→ **PROBLEM DETAILS**: Narrow the data below down to the lines containing "index".
* * *
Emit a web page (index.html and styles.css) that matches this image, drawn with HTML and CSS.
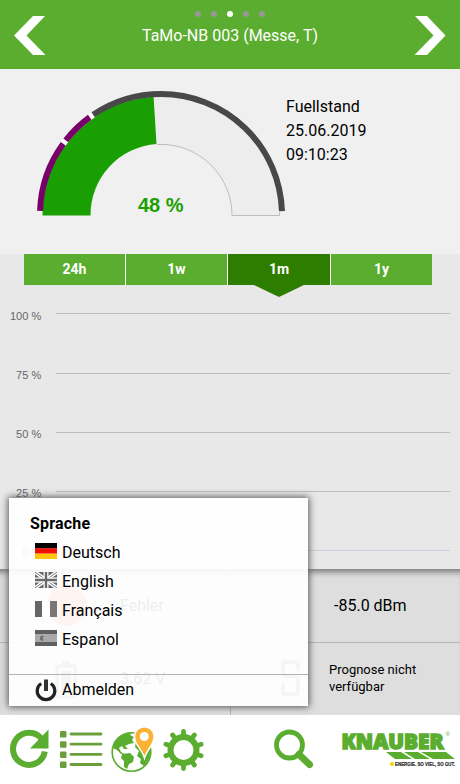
FILE: index.html
```html
<!DOCTYPE html>
<html lang="de">
<head>
<meta charset="utf-8">
<title>TaMo-NB 003</title>
<link rel="stylesheet" href="styles.css">
</head>
<body>
<header class="top">
  <svg class="arrow" viewBox="0 0 32 39"><path d="M19 0H31L12.500 19.500 31.500 39H19L0 19.500Z"/></svg>
  <div class="heading">
    <div class="dots"><i></i><i></i><i class="on"></i><i></i><i></i></div>
    <h1>TaMo-NB 003 (Messe, T)</h1>
  </div>
  <svg class="arrow" viewBox="0 0 32 39"><path d="M13 0H1L19.500 19.500 .5 39H13L31.500 19.500Z"/></svg>
</header>
<section class="level">
  <svg class="gauge" viewBox="0 0 256 140">
    <path d="M242 130A118 118 0 0 0 116.600 12.200L119.500 59.100A71 71 0 0 1 195 130.500H242" fill="#ededed"/>
    <path d="M120 59.500A71 71 0 0 1 195 130.500H242.500V127" fill="none" stroke="#bdbdbd"/>
    <path d="M5.500 130A118.500 118.500 0 0 1 116.600 11.700L119.500 59.100A71 71 0 0 0 53.500 130V130.500H5.500Z" fill="#1a9f02"/>
    <g fill="none" stroke-width="6">
      <path class="gap" d="M3 130A121 121 0 0 1 245 130" pathLength="180" stroke-dasharray="0 35 22 200"/>
      <path class="low" d="M3 130A121 121 0 0 1 245 130" pathLength="180" stroke-dasharray="0 2 34.100 2 15.800 200"/>
      <path class="ok" d="M3 130A121 121 0 0 1 245 130" pathLength="180" stroke-dasharray="0 55.900 122.200 200"/>
    </g>
    <text x="123.700" y="127" text-anchor="middle" class="percent">48 %</text>
  </svg>
  <div class="stamp">Fuellstand<br>25.06.2019<br>09:10:23</div>
</section>
<section class="history">
  <nav class="tabs"><span>24h</span><span>1w</span><span class="active">1m</span><span>1y</span></nav>
  <svg class="chart" viewBox="0 0 460 284">
    <g stroke="#bcbcbc"><path d="M56 28.500H450M56 88.500H450M56 147.500H450M56 206.500H450"/><path d="M56 265.500H450" stroke="#c8cedb"/></g>
    <g class="scale" text-anchor="end"><text x="41.200" y="35">100 %</text><text x="41.200" y="94">75 %</text><text x="41.200" y="153">50 %</text><text x="41.200" y="212">25 %</text><text x="41.200" y="271">0 %</text></g>
  </svg>
</section>
<section class="status">
  <div class="cell"><svg class="lamp" viewBox="0 0 44 44"><circle cx="22" cy="22" r="20"/></svg><span>Fehler</span></div>
  <div class="cell signal"><span>-85.0 dBm</span></div>
  <div class="cell"><svg class="battery" viewBox="0 0 22 38"><path d="M2 5H20V36H2ZM7 2H15" fill="none" stroke="#777" stroke-width="3"/><path d="M6 10H16V32H6Z" fill="#777"/></svg><span>3.62 V</span></div>
  <div class="cell forecast"><svg class="loop" viewBox="0 0 20 36"><path d="M17 11V5Q17 2 14 2H5Q2 2 2 5V13Q2 16 5 16H14Q17 16 17 19V31Q17 34 14 34H5Q2 34 2 31V23" fill="none" stroke="#777" stroke-width="4"/></svg><span>Prognose nicht<br>verfügbar</span></div>
</section>
<aside class="menu">
  <div class="languages">
    <h2>Sprache</h2>
    <div class="item"><svg class="flag" viewBox="0 0 22 16"><path fill="#000" d="M0 0h22v5.500H0z"/><path fill="#f01008" d="M0 5.300h22v5.400H0z"/><path fill="#fdc60b" d="M0 10.700h22V16H0z"/></svg>Deutsch</div>
    <div class="item"><svg class="flag" viewBox="0 0 22 16"><path fill="#666" d="M0 0h22v16H0z"/><path stroke="#fff" stroke-width="3.600" d="M0 0 22 16M22 0 0 16"/><path stroke="#777" d="M0 0 22 16M22 0 0 16"/><path stroke="#fff" stroke-width="5" d="M11 0V16M0 8H22"/><path stroke="#686868" stroke-width="2.400" d="M11 0V16M0 8H22"/></svg>English</div>
    <div class="item"><svg class="flag" viewBox="0 0 22 16"><path fill="#fff" d="M7 0h8v16H7z"/><path fill="#666" d="M0 0h7v16H0z"/><path fill="#7a7675" d="M15 0h7v16h-7z"/></svg>Français</div>
    <div class="item"><svg class="flag" viewBox="0 0 22 16"><path fill="#a9a9a9" d="M0 0h22v16H0z"/><path fill="#606060" d="M0 0h22v4H0zM0 12h22v4H0z"/><path d="M8.500 6.500H6V10H8.500M5.500 8.300H8" fill="none" stroke="#555"/></svg>Espanol</div>
  </div>
  <div class="item logout"><svg class="power" viewBox="0 0 22 23"><path d="M6.200 4.500A8.800 8.800 0 1 0 15.800 4.500" fill="none" stroke="#222" stroke-width="3.200"/><path d="M11 .5V12" stroke="#333" stroke-width="4"/></svg>Abmelden</div>
</aside>
<footer class="bar">
  <svg class="tools" viewBox="0 0 330 69">
    <g fill="#5bad2f">
      <path d="M42 24.500A16 16 0 1 0 44.800 36.500" fill="none" stroke="#5bad2f" stroke-width="6"/>
      <path d="M48.500 14.500V33.500H30Z"/>
      <g fill="#6a9f3c"><rect x="60" y="16" width="6.500" height="6.500" rx="1"/><rect x="60" y="26.200" width="6.500" height="6.500" rx="1"/><rect x="60" y="36.400" width="6.500" height="6.500" rx="1"/><rect x="60" y="46.500" width="6.500" height="6.500" rx="1"/></g>
      <path d="M71 19H101M71 29.200H101M71 39.400H101M71 49.500H101" stroke="#6a9f3c" stroke-width="2.800" stroke-linecap="round"/>
      <circle cx="131.500" cy="37" r="19.300" fill="#fff" stroke="#5bad2f" stroke-width="1.600"/>
      <path d="M113 33C114 25 121 18 132 17.500L130 20 134 22 132 25 134 28 129 29 125 31 128 34 124 34 122 31 119 33 121 37 124 39 121 39 117 35Z"/>
      <path d="M122 39 130 38 134 42 133 47 129 49 127 54 124 52 124 46 121 43Z"/>
      <path d="M136 27 141 29 146 38 150 34Q151 44 144 51L140 48 141 44 137 41 139 36 135 32Z"/>
      <path d="M144.500 43C142 34 134.500 30 134.500 21.500A9.800 9.800 0 0 1 154.100 21.500C154.100 30 147 34 144.500 43Z" fill="#f9b233" stroke="#fff" stroke-width="1.500"/>
      <circle cx="144.300" cy="21.500" r="4.500" fill="#fff"/>
      <circle cx="183.500" cy="35" r="13" fill="none" stroke="#5bad2f" stroke-width="6"/>
      <g stroke="#5bad2f" stroke-width="4.800" stroke-linecap="round">
        <path id="tooth" d="M183.500 21V16.500M183.500 49V53.500"/>
        <use href="#tooth" transform="rotate(36 183.500 35)"/><use href="#tooth" transform="rotate(72 183.500 35)"/><use href="#tooth" transform="rotate(108 183.500 35)"/><use href="#tooth" transform="rotate(144 183.500 35)"/>
      </g>
      <circle cx="289.500" cy="30" r="13" fill="none" stroke="#5bad2f" stroke-width="4.800"/>
      <path d="M299 39.500 309.500 49.500" stroke="#5bad2f" stroke-width="7" stroke-linecap="round"/>
    </g>
  </svg>
  <svg class="brand" viewBox="330 0 130 69">
    <text class="name" x="341.500" y="33.500" textLength="102" lengthAdjust="spacingAndGlyphs">KNAUBER</text>
    <text class="reg" x="445.500" y="14">®</text>
    <path d="M386 37H401L412 44H395ZM404 37H418L430 44H415ZM421 37H446L455 44H433Z" fill="#5bad2f"/>
    <circle cx="392" cy="49" r="2" fill="#f4d400"/>
    <text class="claim" x="395" y="51" textLength="60" lengthAdjust="spacingAndGlyphs">ENERGIE. SO VIEL, SO GUT.</text>
  </svg>
</footer>
</body>
</html>
```
FILE: styles.css
```css
* { box-sizing: border-box; }
body { margin: 0; width: 460px; height: 784px; overflow: hidden; position: relative; display: flex; flex-direction: column; background: #f0f0f0; color: #000; font: 16px/24px Roboto, sans-serif; }
svg { display: block; flex: none; }
.top { height: 69px; flex: none; background: #5bad2f; display: flex; justify-content: space-between; padding: 0 14px; color: #fff; }
.arrow { width: 32px; height: 39px; margin-top: 16px; fill: #fff; }
.heading { text-align: center; }
.dots { display: flex; justify-content: center; gap: 10px; padding-top: 11px; }
.dots i { width: 6px; height: 6px; border-radius: 50%; background: #969696; }
.dots .on { background: #fff; }
h1 { margin: 7px 0 0; font-size: 16px; line-height: 24px; font-weight: 400; }
.level { height: 185px; flex: none; display: flex; padding: 16px 0 0 37px; background: #f0f0f0; }
.gauge { width: 256px; height: 140px; }
.stamp { margin: 10px 0 0 -7px; }
.low { stroke: #780068; }
.ok { stroke: #484848; }
.gap { stroke: #fff; }
.percent { font: bold 20px "Liberation Sans", sans-serif; fill: #1a9f02; }
.history { height: 315px; flex: none; background: #e8e8e8; }
.tabs { display: grid; grid-template-columns: 101px 101px 102px 101px; gap: 1px; width: 408px; height: 31px; margin-left: 24px; background: #fff; color: #fff; font-weight: 700; font-size: 14px; line-height: 31px; text-align: center; }
.tabs span { background: #5bad2f; }
.tabs .active { background: #2d7d00; position: relative; }
.tabs .active::after { content: ""; position: absolute; top: 31px; left: 26px; border: solid transparent; border-width: 12px 25px 0; border-top-color: #2d7d00; }
.chart { width: 460px; height: 284px; }
.scale { font: 11px "Liberation Sans", sans-serif; fill: #666; }
.status { height: 146px; flex: none; display: grid; grid-template: 74px 72px / 231px 229px; background: #dedede; box-shadow: inset 0 8px 6px -5px #777; }
.cell { display: flex; align-items: center; border-bottom: 1px solid #b5b5b5; border-right: 1px solid #b5b5b5; padding-left: 45px; }
.signal { padding-left: 103px; border-right: 0; }
.forecast { padding: 0 0 2px 50px; border-right: 0; font-size: 13px; line-height: 17px; }
.cell:nth-child(n+3) { border-bottom: 0; }
.lamp { width: 44px; height: 44px; fill: #f07050; margin-right: 31px; }
.battery { width: 22px; height: 38px; margin: 2px 43px 0 10px; }
.loop { width: 20px; height: 36px; margin-right: 28px; }
.menu { position: absolute; left: 9px; top: 498px; width: 299px; height: 208px; display: flex; flex-direction: column; background: rgba(255, 255, 255, .93); box-shadow: 0 0 7px 1px #555; }
.languages { height: 177px; padding: 11px 0 0 21px; border-bottom: 1px solid #b3b3b3; }
h2 { margin: 0; height: 29px; font-size: 16px; line-height: 29px; font-weight: 700; letter-spacing: .2px; }
.item { display: flex; height: 29px; line-height: 29px; padding-left: 5px; gap: 5px; }
.flag { width: 22px; height: 16px; margin-top: 5px; }
.logout { padding-left: 26px; }
.power { width: 22px; height: 23px; margin-top: 4px; }
.bar { height: 69px; flex: none; display: flex; background: #fff; }
.tools { width: 330px; height: 69px; }
.brand { width: 130px; height: 69px; }
.name { font: 800 20.5px "Open Sans", sans-serif; fill: #5bad2f; stroke: #5bad2f; stroke-width: 1.5; }
.reg { font: 6px "Liberation Sans", sans-serif; fill: #5bad2f; }
.reg { transform: translateY(7px); }
.claim { font: bold 5px "Liberation Sans", sans-serif; fill: #222; stroke: #222; stroke-width: .15; }
```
* * *
→ **ANSWER TO THE PROBLEM**:
Emit a web page (index.html and styles.css) that matches this image, drawn with HTML and CSS.
FILE: index.html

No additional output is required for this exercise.